In the broader culture, much of our world has swallowed “postmodern thought” hook, line, and sinker. It’s a “feel good” philosophy that is rotten at it’s very core. And it doesn’t require any intelligent thought whatsoever to be “postmodern.” But it’s cool, right? Anything goes and you can think and do what you want (even if you end up using other people to get it). Indeed, postmodernism is all about your “whims” dictating your life. But how’s that working for you?
Here’s a little lesson in Reality 101 for you: We reap what we sow (Gal. 6:7-8): “Do not be deceived: God cannot be mocked. A man reaps what he sows. The one who sows to please his sinful nature, from that nature will reap destruction; the one who sows to please the Spirit, from the Spirit will reap eternal life.” Doesn’t exactly go along with postmodern thought, now does it?
I am not implying that everyone in America who called themselves “Christian” has fallen under the “spell” of postmodernism, but it has vastly influenced how we feel about “sin” and “repentance” and has blinded a lot of us to our true calling in Christ. If you believe the Bible, you know that this life is not “about us.” The classic Psalm that most people can quote, Psalm 23, starts with these words: “The LORD is my shepherd, I shall not want.” If He is, indeed, our Shepherd, then we are His sheep. And sheep don’t tell the Shepherd what to do. And, if the Lord is our Shepherd, we shall not “want”–and most of us “want” all the time. No, He’s the Shepherd and we are to follow His lead, not our own by asking Him to bless what we want.

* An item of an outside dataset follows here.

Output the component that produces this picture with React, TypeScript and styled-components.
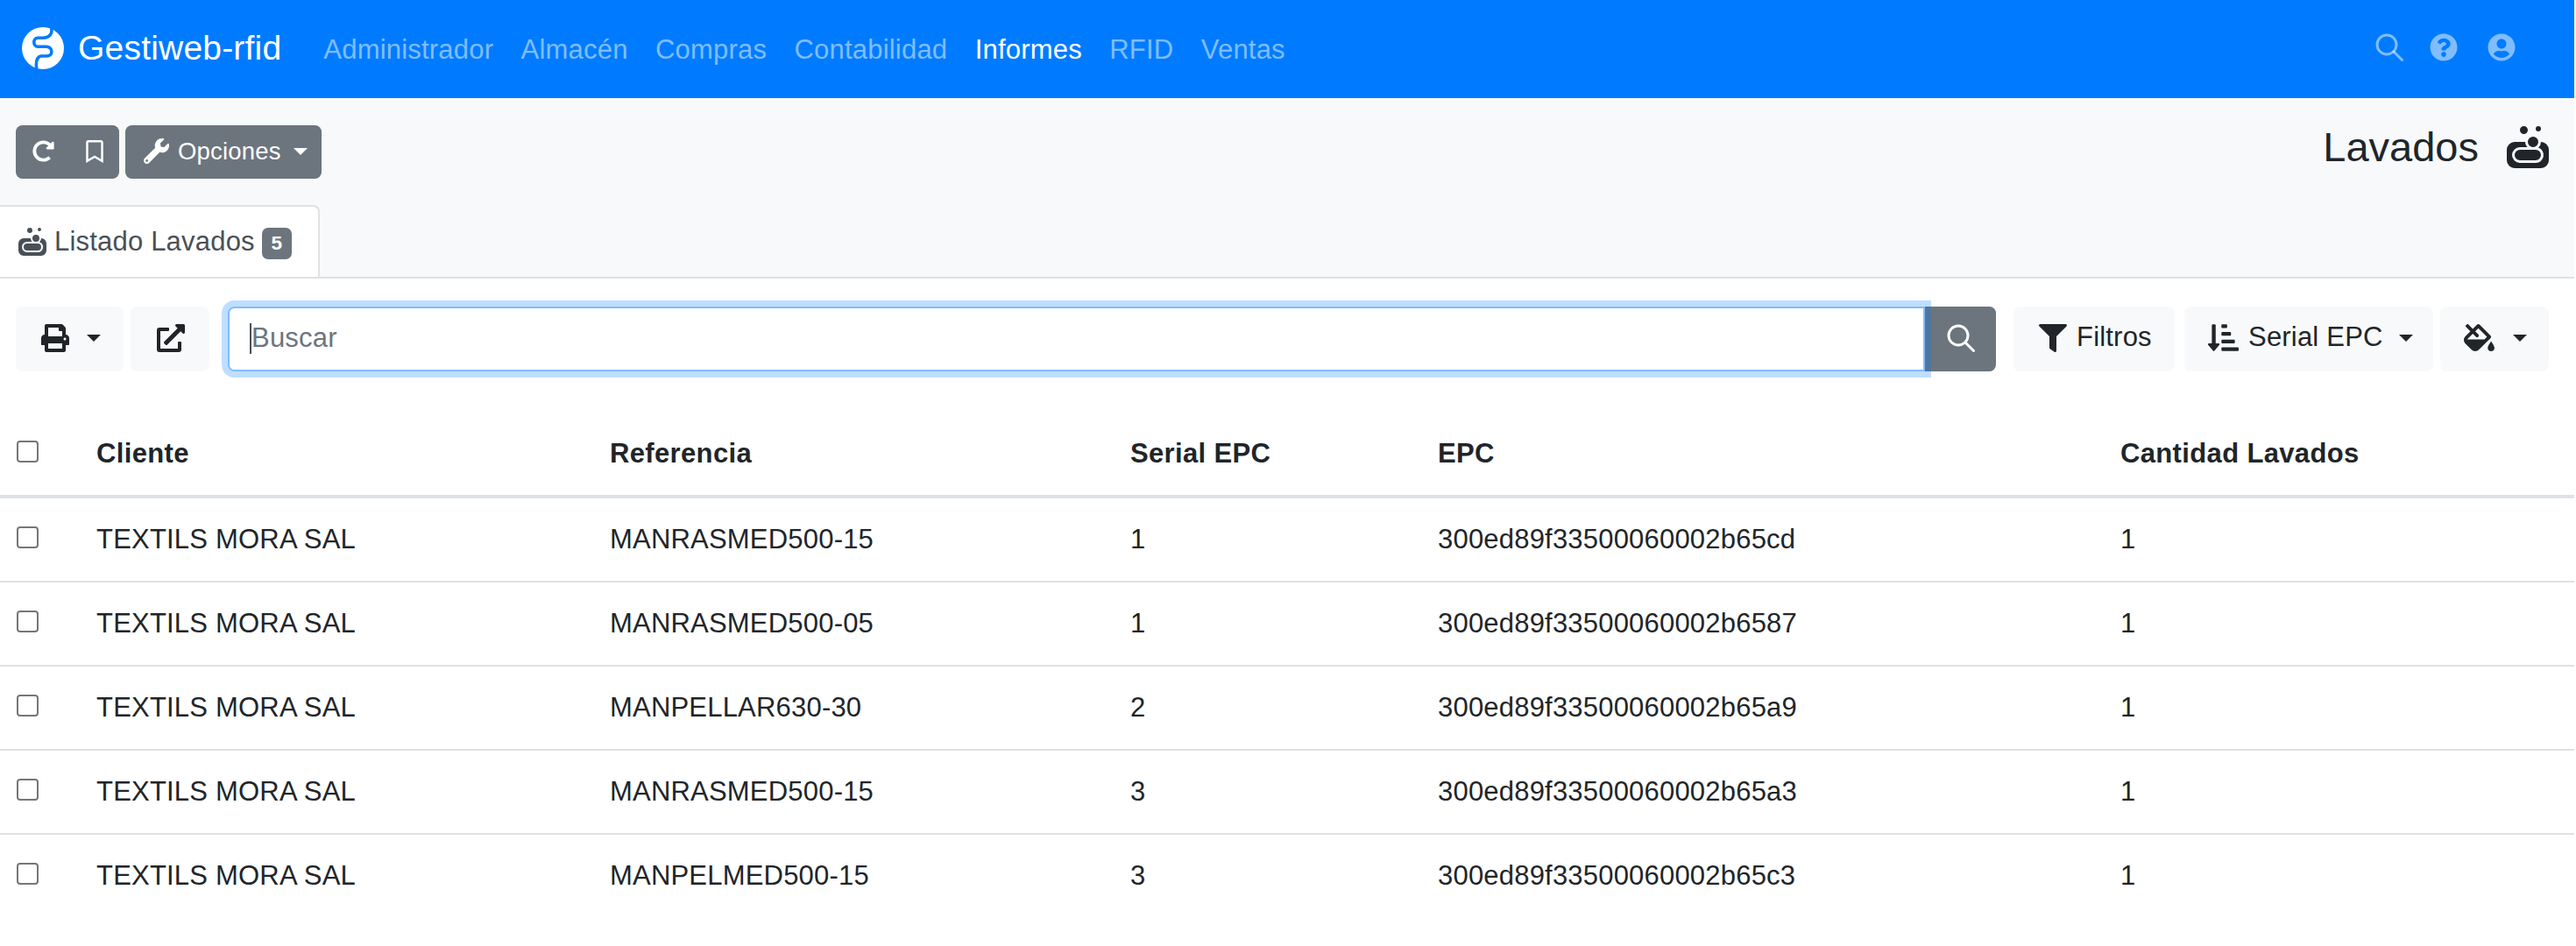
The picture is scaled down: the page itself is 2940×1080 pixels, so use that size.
import styled, { createGlobalStyle } from 'styled-components'
import {
  FaSoap, FaRedoAlt, FaRegBookmark, FaWrench, FaPrint, FaExternalLinkAlt, FaFilter,
  FaSortAmountDownAlt, FaFillDrip, FaQuestionCircle, FaUserCircle,
} from 'react-icons/fa'

const Global = createGlobalStyle`
  html, body { margin: 0; padding: 0; background: #fff; }
  body {
    font-family: "Liberation Sans", Arial, sans-serif;
    font-size: 31px;
    letter-spacing: .2px;
    line-height: 1.5;
    color: #212529;
  }
`

const Page = styled.div`
  width: 2938px;
  min-height: 1080px;
  background: #fff;
`

const Navbar = styled.nav`
  height: 112px;
  background: #007bff;
  display: flex;
  align-items: center;
  padding: 0 67px 0 25px;
`

const Brand = styled.a`
  display: flex;
  align-items: center;
  gap: 16px;
  color: #fff;
  font-size: 39px;
  margin-right: 48px;
  position: relative;
  top: -1px;
`

const NavLinks = styled.div`
  display: flex;
  gap: 31.4px;
  flex: 1;
  position: relative;
  top: 1px;
`

const NavLink = styled.a<{ $active?: boolean }>`
  color: ${p => (p.$active ? '#fff' : 'rgba(255,255,255,.5)')};
`

const NavIcons = styled.div`
  display: flex;
  gap: 30px;
  color: rgba(255, 255, 255, 0.5);
  position: relative;
  top: -2px;
  & > :last-child {
    margin-left: 4px;
  }
`

const TopSection = styled.header`
  background: #f8f9fa;
  height: 206px;
  border-bottom: 2px solid #dee2e6;
  box-sizing: border-box;
  display: flex;
  flex-direction: column;
`

const ActionRow = styled.div`
  display: flex;
  justify-content: space-between;
  align-items: flex-start;
  padding: 31px 29px 0 18px;
  height: 124px;
  box-sizing: border-box;
`

const ActionButtons = styled.div`
  display: flex;
  gap: 7px;
`

const DarkButton = styled.button`
  height: 61px;
  display: inline-flex;
  align-items: center;
  border: 0;
  border-radius: 7.5px;
  background: #6c757d;
  color: #fff;
  font: inherit;
  font-size: 27.5px;
  letter-spacing: .2px;
  padding: 0 0 2px;
`

const RefreshGroup = styled(DarkButton)`
  width: 118px;
  padding-left: 19px;
  gap: 33px;
`

const OptionsButton = styled(DarkButton)`
  width: 224px;
  padding-left: 21px;
  gap: 10px;
`

const Caret = styled.i<{ $gap?: number }>`
  display: inline-block;
  width: 0;
  height: 0;
  border-top: 8px solid currentColor;
  border-left: 8px solid transparent;
  border-right: 8px solid transparent;
  margin-left: ${p => p.$gap ?? 15}px;
`

const PageTitle = styled.h1`
  margin: 0;
  font-size: 47px;
  font-weight: 400;
  letter-spacing: 0;
  line-height: 48px;
  display: flex;
  align-items: center;
  gap: 32px;
  padding-top: 1px;
`

const Tabs = styled.div`
  display: flex;
  height: 82px;
`

const Tab = styled.a`
  width: 365px;
  height: 82px;
  box-sizing: border-box;
  background: #fff;
  border: 2px solid #dee2e6;
  border-bottom: 0;
  border-left: 0;
  border-top-right-radius: 7.5px;
  color: #495057;
  display: flex;
  align-items: center;
  padding: 0 0 0 21px;
  gap: 9px;
`

const Badge = styled.span`
  width: 34px;
  height: 36px;
  margin-left: -1px;
  margin-top: 3px;
  border-radius: 7px;
  background: #6c757d;
  color: #fff;
  font-size: 22.5px;
  font-weight: 700;
  display: flex;
  align-items: center;
  justify-content: center;
`

const Toolbar = styled.div`
  display: flex;
  align-items: stretch;
  height: 74px;
  padding: 32px 29px 0 18px;
`

const LightButton = styled.button<{ $left?: number; $width: number; $pad: number }>`
  width: ${p => p.$width}px;
  margin-left: ${p => p.$left ?? 0}px;
  padding: 0 0 3px ${p => p.$pad}px;
  border: 0;
  border-radius: 7.5px;
  background: #f8f9fa;
  color: #212529;
  font: inherit;
  letter-spacing: .2px;
  display: inline-flex;
  align-items: center;
  gap: 11px;
  flex: none;
`

const SearchGroup = styled.div`
  flex: 1;
  display: flex;
  margin: 0 0 0 21px;
`

const InputWrap = styled.div`
  flex: 1;
  position: relative;
  z-index: 2;
  &::before {
    content: '';
    position: absolute;
    left: 25px;
    top: 19px;
    width: 2px;
    height: 35px;
    background: #495057;
  }
`

const SearchInput = styled.input`
  width: 100%;
  height: 100%;
  box-sizing: border-box;
  border: 2px solid #80bdff;
  border-radius: 7.5px 0 0 7.5px;
  box-shadow: 0 0 0 7px rgba(0, 123, 255, 0.25);
  outline: 0;
  padding: 0 24px 3px 25px;
  font: inherit;
  letter-spacing: .2px;
  color: #495057;
  &::placeholder {
    color: #6c757d;
    opacity: 1;
  }
`

const SearchButton = styled.button`
  width: 81px;
  border: 0;
  border-radius: 0 7.5px 7.5px 0;
  background: #6c757d;
  color: #fff;
  display: flex;
  align-items: center;
  justify-content: center;
  padding: 0 0 3px;
`

const Table = styled.table`
  width: 100%;
  margin-top: 47px;
  table-layout: fixed;
  border-collapse: collapse;
`

const HeadCell = styled.th`
  height: 94px;
  padding: 0 22px;
  text-align: left;
  font-weight: 700;
  letter-spacing: .35px;
  border-bottom: 4px solid #dee2e6;
`

const Row = styled.tr`
  & + & td {
    border-top: 2px solid #dee2e6;
  }
`

const Cell = styled.td`
  height: 94px;
  padding: 0 22px;
`

const CheckCell = styled(Cell)`
  padding: 0 0 0 19px;
`

const CheckHead = styled(HeadCell)`
  padding: 0 0 0 19px;
`

const Check = styled.span`
  display: block;
  width: 25px;
  height: 25px;
  box-sizing: border-box;
  border: 2px solid #767676;
  border-radius: 4px;
  background: #fff;
  position: relative;
  top: -3px;
`

function SearchGlyph() {
  return (
    <svg width="32" height="32" viewBox="0 0 32 32" fill="none" stroke="currentColor" strokeWidth="3" strokeLinecap="round">
      <circle cx="13" cy="13" r="11" />
      <path d="M21 21l9.5 9.5" />
    </svg>
  )
}

function Logo() {
  return (
    <svg width="48" height="48" viewBox="0 0 48 48">
      <circle cx="24" cy="24" r="24" fill="#fff" />
      <path
        d="M33.7 0C35 7.3 32.3 11.3 25 12.3L18.3 12.3C12.3 12.3 12.3 22.3 18.3 22.3L28.3 22.3C35.7 23 35.7 33 28.3 33L21.7 33C16.7 34 15.7 39 16.7 47.5"
        fill="none"
        stroke="#007bff"
        strokeWidth="3.6"
      />
    </svg>
  )
}

const links = ['Administrador', 'Almacén', 'Compras', 'Contabilidad', 'Informes', 'RFID', 'Ventas']

const rows = [
  ['TEXTILS MORA SAL', 'MANRASMED500-15', '1', '300ed89f33500060002b65cd', '1'],
  ['TEXTILS MORA SAL', 'MANRASMED500-05', '1', '300ed89f33500060002b6587', '1'],
  ['TEXTILS MORA SAL', 'MANPELLAR630-30', '2', '300ed89f33500060002b65a9', '1'],
  ['TEXTILS MORA SAL', 'MANRASMED500-15', '3', '300ed89f33500060002b65a3', '1'],
  ['TEXTILS MORA SAL', 'MANPELMED500-15', '3', '300ed89f33500060002b65c3', '1'],
]

export default function App() {
  return (
    <Page>
      <Global />
      <Navbar>
        <Brand>
          <Logo />
          Gestiweb-rfid
        </Brand>
        <NavLinks>
          {links.map(l => (
            <NavLink key={l} $active={l === 'Informes'}>{l}</NavLink>
          ))}
        </NavLinks>
        <NavIcons>
          <SearchGlyph />
          <FaQuestionCircle size={32} />
          <FaUserCircle size={32} />
        </NavIcons>
      </Navbar>

      <TopSection>
        <ActionRow>
          <ActionButtons>
            <RefreshGroup>
              <FaRedoAlt size={25} />
              <FaRegBookmark size={26} />
            </RefreshGroup>
            <OptionsButton>
              <FaWrench size={29} />
              Opciones
              <Caret $gap={4} />
            </OptionsButton>
          </ActionButtons>
          <PageTitle>
            Lavados
            <FaSoap size={48} />
          </PageTitle>
        </ActionRow>
        <Tabs>
          <Tab>
            <FaSoap size={32} />
            Listado Lavados
            <Badge>5</Badge>
          </Tab>
        </Tabs>
      </TopSection>

      <Toolbar>
        <LightButton $width={123} $pad={29}>
          <FaPrint size={32} />
          <Caret $gap={9} />
        </LightButton>
        <LightButton $left={8} $width={90} $pad={30}>
          <FaExternalLinkAlt size={32} />
        </LightButton>
        <SearchGroup>
          <InputWrap>
            <SearchInput placeholder="Buscar" readOnly />
          </InputWrap>
          <SearchButton>
            <SearchGlyph />
          </SearchButton>
        </SearchGroup>
        <LightButton $left={20} $width={184} $pad={29}>
          <FaFilter size={32} />
          Filtros
        </LightButton>
        <LightButton $left={11} $width={284} $pad={27}>
          <FaSortAmountDownAlt size={35} />
          Serial EPC
          <Caret $gap={7} />
        </LightButton>
        <LightButton $left={8} $width={124} $pad={27}>
          <FaFillDrip size={35} />
          <Caret $gap={10} />
        </LightButton>
      </Toolbar>

      <Table>
        <colgroup>
          <col style={{ width: 88 }} />
          <col style={{ width: 586 }} />
          <col style={{ width: 594 }} />
          <col style={{ width: 351 }} />
          <col style={{ width: 779 }} />
          <col />
        </colgroup>
        <thead>
          <tr>
            <CheckHead><Check /></CheckHead>
            <HeadCell>Cliente</HeadCell>
            <HeadCell>Referencia</HeadCell>
            <HeadCell>Serial EPC</HeadCell>
            <HeadCell>EPC</HeadCell>
            <HeadCell>Cantidad Lavados</HeadCell>
          </tr>
        </thead>
        <tbody>
          {rows.map((r, i) => (
            <Row key={i}>
              <CheckCell><Check /></CheckCell>
              {r.map((c, j) => (
                <Cell key={j}>{c}</Cell>
              ))}
            </Row>
          ))}
        </tbody>
      </Table>
    </Page>
  )
}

No, the verse clearly states, “I (meaning us, folks) shall not want.” If we truly belong to Him, it’s not about our “wants.” He never promised to meet our “wants,” but He has promised to meet our needs. As Phil 4:19 states: “And my God will supply all your needs according to His riches in glory in Christ Jesus.” Needs are vastly different from wants.
One more item I want to mention is the difference between “sowing and reaping” and “trials.” The best way I know how to do that is by my own example. In a previous post, “Zero Tolerance,” I mentioned a relationship that I had in my life for 14 years that I thought (or rather I had convinced myself) that God had placed in my life for a specific purpose. What in fact happened is that this particular friendship became an idol to me and I was so emotionally involved that I was blinded about the reality of that friendship until God set in motion some very unpleasant circumstances which lead to this very long time of unemployment (the details are not important; however, the recognition that it was definitely a case of “reaping what I had sown” was clearly obvious to me). And even though the principle of “sowing and reaping” played the opening act in this very long saga of unemployment, I ended the friendship (nine days before I was fired), thoroughly repented of my sin before God, and placed Him back where He belonged which is in first place in my life.
Even though the unemployment continues to this day, it turned from “reaping what I had sown” through repentance to a very long “trial” where I have learned some extraordinarily valuable lessons about the reality of life from God’s perspective. Trials are a part of every Christian’s life, and all through this trial the chief request I have asked of God is to give me His wisdom for living this life from His perspective and to keep me from falling back on my own faulty wisdom. James 1:2-17 are the hallmark verses in the Bible on how to face trials and here are a few of those verses (2-8, NIV 1984): “Consider it pure joy, my brothers, whenever you face trials of many kinds, because you know that the testing of your faith develops perseverance. Perseverance must finish its work so that you may be mature and complete, not lacking anything. If any of you lacks wisdom, he should ask God, who gives generously to all without finding fault, and it will be given to him. But when he asks, he must believe and not doubt, because he who doubts is like a wave of the sea, blown and tossed by the wind. That man should not think he will receive anything from the Lord; he is a double-minded man, unstable in all he does.”
I’ve been reading an excellent book that centers on how postmodernism (e.g. “feelings versus facts”) has influenced our society at all levels and what it has done to our society with regard to our relationships, family, media, government, in the classrooms all over America, and in the Church at large. It’s titled “When The Crosses Are Gone: Restoring Sanity in a World Gone Mad” and is the latest book by Dr. Michael Youssef at LeadingtheWay.org. It opens with this quote from Will Durant: “A great civilization is not conquered from without until it has destroyed itself from within.” It clearly shows how our “feelings versus facts” mentality (thanks to postmodernism) is destroying not only us as individuals but our culture and our whole way of life in America. This book “is a clarion call for America to avoid this slippery slope to destruction” (quote from back cover) and “it offers insight into the issues we are facing in our culture today and solutions on how Christians can change the culture by the power of God and His Holy Spirit” (quote on website). It’s an excellent resource for waking us from the postmodern malaise we’ve been sleeping under.
And, if you’re confused about anything in our postmodern culture, turn to James 1 and ask God for wisdom and He will give it to you generously without finding fault. I like that, and I hope you do, too.